━━━ Given information ━━━
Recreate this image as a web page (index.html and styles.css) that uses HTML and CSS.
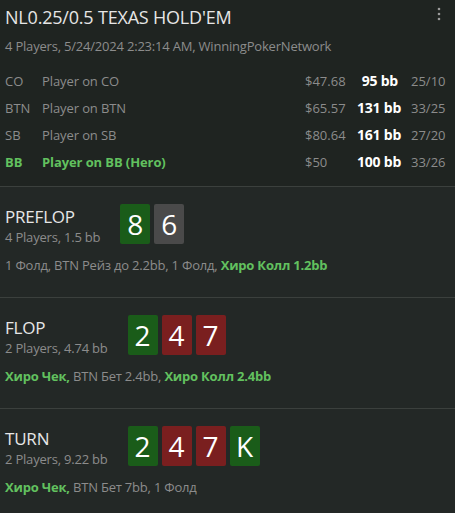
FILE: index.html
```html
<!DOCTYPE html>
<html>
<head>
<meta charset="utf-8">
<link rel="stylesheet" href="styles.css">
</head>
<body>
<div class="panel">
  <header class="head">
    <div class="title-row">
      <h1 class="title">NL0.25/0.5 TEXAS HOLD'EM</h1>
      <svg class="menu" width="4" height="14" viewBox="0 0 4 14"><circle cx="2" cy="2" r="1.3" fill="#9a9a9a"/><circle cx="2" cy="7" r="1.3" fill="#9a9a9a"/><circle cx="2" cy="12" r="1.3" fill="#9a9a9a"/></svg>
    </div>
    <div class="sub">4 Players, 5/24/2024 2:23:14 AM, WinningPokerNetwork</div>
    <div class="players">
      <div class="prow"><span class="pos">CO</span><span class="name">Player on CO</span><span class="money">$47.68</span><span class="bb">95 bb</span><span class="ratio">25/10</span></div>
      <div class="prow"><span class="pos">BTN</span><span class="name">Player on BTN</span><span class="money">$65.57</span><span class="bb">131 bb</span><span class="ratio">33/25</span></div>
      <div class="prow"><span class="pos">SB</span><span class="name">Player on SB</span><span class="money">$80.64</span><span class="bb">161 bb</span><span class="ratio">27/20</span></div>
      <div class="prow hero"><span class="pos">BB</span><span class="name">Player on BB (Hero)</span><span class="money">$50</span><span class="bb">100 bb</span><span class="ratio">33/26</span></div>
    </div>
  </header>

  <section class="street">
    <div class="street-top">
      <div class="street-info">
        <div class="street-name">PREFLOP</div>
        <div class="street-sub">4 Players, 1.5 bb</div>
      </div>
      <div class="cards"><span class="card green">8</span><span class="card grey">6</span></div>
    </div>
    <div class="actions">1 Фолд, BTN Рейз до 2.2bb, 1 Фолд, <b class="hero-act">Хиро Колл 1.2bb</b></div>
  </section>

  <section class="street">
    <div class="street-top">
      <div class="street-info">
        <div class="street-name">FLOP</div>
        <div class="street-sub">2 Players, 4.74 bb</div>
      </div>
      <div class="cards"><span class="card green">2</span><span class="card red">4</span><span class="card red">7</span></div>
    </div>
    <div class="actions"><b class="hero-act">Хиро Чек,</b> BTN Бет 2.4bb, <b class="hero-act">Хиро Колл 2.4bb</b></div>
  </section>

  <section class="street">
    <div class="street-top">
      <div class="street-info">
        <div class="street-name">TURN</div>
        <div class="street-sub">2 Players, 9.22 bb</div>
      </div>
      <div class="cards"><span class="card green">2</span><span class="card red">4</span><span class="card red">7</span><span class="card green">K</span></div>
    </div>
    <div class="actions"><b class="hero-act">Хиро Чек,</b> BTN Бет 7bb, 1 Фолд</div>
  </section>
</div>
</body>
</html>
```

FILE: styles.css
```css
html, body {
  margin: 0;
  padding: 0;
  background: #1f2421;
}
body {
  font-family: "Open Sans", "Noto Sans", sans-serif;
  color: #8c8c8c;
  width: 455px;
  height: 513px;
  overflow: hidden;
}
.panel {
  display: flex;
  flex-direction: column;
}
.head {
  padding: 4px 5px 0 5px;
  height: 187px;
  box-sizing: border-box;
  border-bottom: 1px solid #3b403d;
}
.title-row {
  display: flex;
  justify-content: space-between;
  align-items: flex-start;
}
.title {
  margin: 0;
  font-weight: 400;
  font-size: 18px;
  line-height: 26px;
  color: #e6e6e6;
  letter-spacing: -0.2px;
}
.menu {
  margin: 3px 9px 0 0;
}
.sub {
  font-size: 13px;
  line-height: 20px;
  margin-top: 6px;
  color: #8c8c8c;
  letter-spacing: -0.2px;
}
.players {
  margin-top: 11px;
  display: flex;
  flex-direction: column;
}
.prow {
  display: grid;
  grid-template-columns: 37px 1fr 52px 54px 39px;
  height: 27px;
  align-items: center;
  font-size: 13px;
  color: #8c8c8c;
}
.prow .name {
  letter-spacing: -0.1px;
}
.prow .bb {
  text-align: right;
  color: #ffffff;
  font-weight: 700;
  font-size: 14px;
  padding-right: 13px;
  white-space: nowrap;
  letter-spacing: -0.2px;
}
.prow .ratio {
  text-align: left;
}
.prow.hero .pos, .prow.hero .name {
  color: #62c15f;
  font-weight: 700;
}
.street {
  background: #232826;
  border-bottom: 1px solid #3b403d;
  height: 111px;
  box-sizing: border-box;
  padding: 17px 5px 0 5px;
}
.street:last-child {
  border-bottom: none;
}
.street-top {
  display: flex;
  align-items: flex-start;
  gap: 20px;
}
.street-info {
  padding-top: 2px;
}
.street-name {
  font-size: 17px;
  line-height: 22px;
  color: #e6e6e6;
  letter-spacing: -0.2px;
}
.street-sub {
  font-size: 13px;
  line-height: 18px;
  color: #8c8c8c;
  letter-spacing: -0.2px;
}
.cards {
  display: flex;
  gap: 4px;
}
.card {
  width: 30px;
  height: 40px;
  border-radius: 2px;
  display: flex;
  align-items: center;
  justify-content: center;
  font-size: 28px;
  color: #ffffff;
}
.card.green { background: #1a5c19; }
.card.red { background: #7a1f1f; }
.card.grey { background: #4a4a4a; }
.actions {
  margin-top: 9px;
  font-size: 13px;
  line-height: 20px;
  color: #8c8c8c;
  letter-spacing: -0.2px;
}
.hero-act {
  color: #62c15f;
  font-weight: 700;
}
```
━━━
Direction = Find each line holding the word "styles" and copy it.

Worked answer =
Recreate this image as a web page (index.html and styles.css) that uses HTML and CSS.
<link rel="stylesheet" href="styles.css">
FILE: styles.css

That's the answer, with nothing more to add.